----- Supplied records -----
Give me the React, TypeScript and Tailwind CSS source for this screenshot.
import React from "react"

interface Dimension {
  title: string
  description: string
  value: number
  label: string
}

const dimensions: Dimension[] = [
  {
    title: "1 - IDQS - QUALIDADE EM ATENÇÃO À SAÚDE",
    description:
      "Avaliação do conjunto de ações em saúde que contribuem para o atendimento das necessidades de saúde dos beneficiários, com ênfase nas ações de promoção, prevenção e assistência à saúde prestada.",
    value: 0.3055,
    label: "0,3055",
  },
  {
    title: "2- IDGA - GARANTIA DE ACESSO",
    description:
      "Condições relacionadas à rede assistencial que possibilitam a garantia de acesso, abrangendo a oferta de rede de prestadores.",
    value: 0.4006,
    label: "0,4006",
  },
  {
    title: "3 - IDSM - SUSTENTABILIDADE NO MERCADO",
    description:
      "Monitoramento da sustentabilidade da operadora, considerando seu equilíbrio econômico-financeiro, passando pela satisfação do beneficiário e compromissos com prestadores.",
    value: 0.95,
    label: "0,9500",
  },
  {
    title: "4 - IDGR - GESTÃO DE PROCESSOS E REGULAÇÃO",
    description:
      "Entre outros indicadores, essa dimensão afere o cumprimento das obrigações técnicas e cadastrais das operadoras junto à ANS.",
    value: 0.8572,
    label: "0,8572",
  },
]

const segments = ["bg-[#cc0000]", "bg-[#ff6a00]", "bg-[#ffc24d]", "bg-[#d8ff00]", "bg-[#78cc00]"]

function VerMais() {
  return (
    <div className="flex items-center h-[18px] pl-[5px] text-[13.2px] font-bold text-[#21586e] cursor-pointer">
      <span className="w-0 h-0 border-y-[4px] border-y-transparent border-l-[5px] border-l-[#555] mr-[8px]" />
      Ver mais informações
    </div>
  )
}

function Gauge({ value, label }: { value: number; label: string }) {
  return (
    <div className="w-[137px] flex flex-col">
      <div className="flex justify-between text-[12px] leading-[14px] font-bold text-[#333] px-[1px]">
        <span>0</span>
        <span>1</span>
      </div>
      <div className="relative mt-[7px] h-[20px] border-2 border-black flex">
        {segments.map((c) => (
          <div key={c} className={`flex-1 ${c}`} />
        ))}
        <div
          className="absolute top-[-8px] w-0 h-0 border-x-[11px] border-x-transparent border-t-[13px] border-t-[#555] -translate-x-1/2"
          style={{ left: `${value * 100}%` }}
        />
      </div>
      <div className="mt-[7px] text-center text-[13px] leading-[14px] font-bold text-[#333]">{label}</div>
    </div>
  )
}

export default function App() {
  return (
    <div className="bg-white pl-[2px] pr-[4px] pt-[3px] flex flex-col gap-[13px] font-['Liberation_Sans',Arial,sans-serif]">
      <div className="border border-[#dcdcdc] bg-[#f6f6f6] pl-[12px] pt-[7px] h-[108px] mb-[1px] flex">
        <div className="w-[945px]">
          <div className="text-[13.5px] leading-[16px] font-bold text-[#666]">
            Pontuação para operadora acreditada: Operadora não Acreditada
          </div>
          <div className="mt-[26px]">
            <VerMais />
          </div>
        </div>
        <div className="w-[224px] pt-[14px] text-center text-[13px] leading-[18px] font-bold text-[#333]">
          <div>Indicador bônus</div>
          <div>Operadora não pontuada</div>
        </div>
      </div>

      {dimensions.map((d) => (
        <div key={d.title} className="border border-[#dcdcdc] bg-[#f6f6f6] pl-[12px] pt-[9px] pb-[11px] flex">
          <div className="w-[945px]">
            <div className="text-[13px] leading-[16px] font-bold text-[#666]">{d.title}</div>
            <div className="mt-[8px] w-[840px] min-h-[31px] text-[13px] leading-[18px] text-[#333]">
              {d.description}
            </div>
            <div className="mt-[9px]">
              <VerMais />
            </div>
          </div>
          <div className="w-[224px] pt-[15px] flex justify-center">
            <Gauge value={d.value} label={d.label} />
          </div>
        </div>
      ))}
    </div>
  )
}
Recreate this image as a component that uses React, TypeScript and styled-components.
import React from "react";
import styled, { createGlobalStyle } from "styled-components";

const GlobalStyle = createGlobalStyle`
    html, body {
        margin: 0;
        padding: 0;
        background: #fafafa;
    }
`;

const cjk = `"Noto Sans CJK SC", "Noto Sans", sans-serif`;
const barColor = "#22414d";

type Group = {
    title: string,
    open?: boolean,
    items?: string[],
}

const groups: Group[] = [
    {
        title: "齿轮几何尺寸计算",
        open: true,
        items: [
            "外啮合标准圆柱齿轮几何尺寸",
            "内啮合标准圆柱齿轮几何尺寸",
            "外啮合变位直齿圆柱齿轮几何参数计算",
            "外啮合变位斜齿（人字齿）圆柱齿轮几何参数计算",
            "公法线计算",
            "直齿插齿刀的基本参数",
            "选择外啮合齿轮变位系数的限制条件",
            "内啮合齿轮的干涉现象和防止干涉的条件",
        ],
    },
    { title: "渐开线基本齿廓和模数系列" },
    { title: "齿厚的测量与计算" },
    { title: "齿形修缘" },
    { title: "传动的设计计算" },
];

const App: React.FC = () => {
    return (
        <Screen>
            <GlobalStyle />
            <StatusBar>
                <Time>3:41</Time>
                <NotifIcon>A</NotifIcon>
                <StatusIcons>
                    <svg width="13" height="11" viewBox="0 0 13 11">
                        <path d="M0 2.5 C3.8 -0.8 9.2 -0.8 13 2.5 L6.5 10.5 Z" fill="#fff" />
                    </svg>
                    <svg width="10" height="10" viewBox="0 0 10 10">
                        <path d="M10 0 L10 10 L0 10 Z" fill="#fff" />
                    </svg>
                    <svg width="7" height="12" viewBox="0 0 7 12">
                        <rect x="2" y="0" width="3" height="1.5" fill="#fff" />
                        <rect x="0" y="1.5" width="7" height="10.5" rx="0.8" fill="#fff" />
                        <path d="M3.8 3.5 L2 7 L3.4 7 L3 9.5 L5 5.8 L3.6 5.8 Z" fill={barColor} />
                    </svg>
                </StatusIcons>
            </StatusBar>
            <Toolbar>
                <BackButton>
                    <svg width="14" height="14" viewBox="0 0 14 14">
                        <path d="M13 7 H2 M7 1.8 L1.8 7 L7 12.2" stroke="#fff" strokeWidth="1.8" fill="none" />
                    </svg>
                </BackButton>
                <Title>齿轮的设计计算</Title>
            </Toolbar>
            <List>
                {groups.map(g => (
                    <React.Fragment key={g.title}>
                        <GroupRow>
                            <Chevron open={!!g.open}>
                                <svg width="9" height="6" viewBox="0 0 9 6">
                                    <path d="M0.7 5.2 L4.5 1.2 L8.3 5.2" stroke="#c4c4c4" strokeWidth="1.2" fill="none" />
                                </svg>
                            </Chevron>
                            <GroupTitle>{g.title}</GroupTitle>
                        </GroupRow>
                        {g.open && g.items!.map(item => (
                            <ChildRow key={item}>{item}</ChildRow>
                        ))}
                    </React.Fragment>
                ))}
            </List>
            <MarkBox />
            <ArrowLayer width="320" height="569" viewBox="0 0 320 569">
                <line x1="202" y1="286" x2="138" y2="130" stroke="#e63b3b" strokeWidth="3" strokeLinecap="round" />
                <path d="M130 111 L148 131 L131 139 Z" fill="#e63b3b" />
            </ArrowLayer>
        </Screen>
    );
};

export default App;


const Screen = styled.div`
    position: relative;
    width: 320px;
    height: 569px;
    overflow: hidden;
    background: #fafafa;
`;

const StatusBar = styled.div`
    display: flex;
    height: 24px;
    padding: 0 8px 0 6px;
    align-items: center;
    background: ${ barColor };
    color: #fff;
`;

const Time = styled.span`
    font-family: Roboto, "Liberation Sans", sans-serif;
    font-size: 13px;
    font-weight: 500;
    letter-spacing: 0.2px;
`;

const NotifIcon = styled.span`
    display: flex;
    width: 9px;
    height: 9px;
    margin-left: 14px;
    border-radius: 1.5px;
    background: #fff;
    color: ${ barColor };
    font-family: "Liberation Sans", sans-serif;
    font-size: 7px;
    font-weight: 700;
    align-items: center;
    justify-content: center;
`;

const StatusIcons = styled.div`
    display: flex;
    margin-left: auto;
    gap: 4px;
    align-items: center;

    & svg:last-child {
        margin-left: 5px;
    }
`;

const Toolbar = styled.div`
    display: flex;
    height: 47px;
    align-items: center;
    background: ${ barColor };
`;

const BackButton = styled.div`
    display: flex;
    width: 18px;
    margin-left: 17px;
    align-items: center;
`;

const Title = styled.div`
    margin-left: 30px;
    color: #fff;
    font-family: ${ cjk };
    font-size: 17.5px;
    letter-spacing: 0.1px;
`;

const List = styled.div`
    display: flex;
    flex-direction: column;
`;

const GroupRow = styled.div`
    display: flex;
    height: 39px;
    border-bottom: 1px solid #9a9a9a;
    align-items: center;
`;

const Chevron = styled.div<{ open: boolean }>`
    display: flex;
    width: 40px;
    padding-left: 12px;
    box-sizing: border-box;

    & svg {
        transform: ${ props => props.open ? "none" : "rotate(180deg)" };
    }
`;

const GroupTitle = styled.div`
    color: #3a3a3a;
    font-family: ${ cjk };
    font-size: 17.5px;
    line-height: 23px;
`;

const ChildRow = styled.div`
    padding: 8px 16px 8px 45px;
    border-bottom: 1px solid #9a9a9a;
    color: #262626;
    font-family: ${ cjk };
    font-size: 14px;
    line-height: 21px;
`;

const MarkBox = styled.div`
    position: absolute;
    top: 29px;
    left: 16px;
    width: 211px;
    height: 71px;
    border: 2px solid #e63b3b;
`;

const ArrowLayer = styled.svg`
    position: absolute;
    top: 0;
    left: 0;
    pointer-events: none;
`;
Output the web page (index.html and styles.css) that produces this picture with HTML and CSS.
-----
#### [To be done]
Pull out the lines above in which the word "React" appears.

#### [Complete answer]
Give me the React, TypeScript and Tailwind CSS source for this screenshot.
import React from "react"
Recreate this image as a component that uses React, TypeScript and styled-components.
import React from "react";
const App: React.FC = () => {
                    <React.Fragment key={g.title}>
                    </React.Fragment>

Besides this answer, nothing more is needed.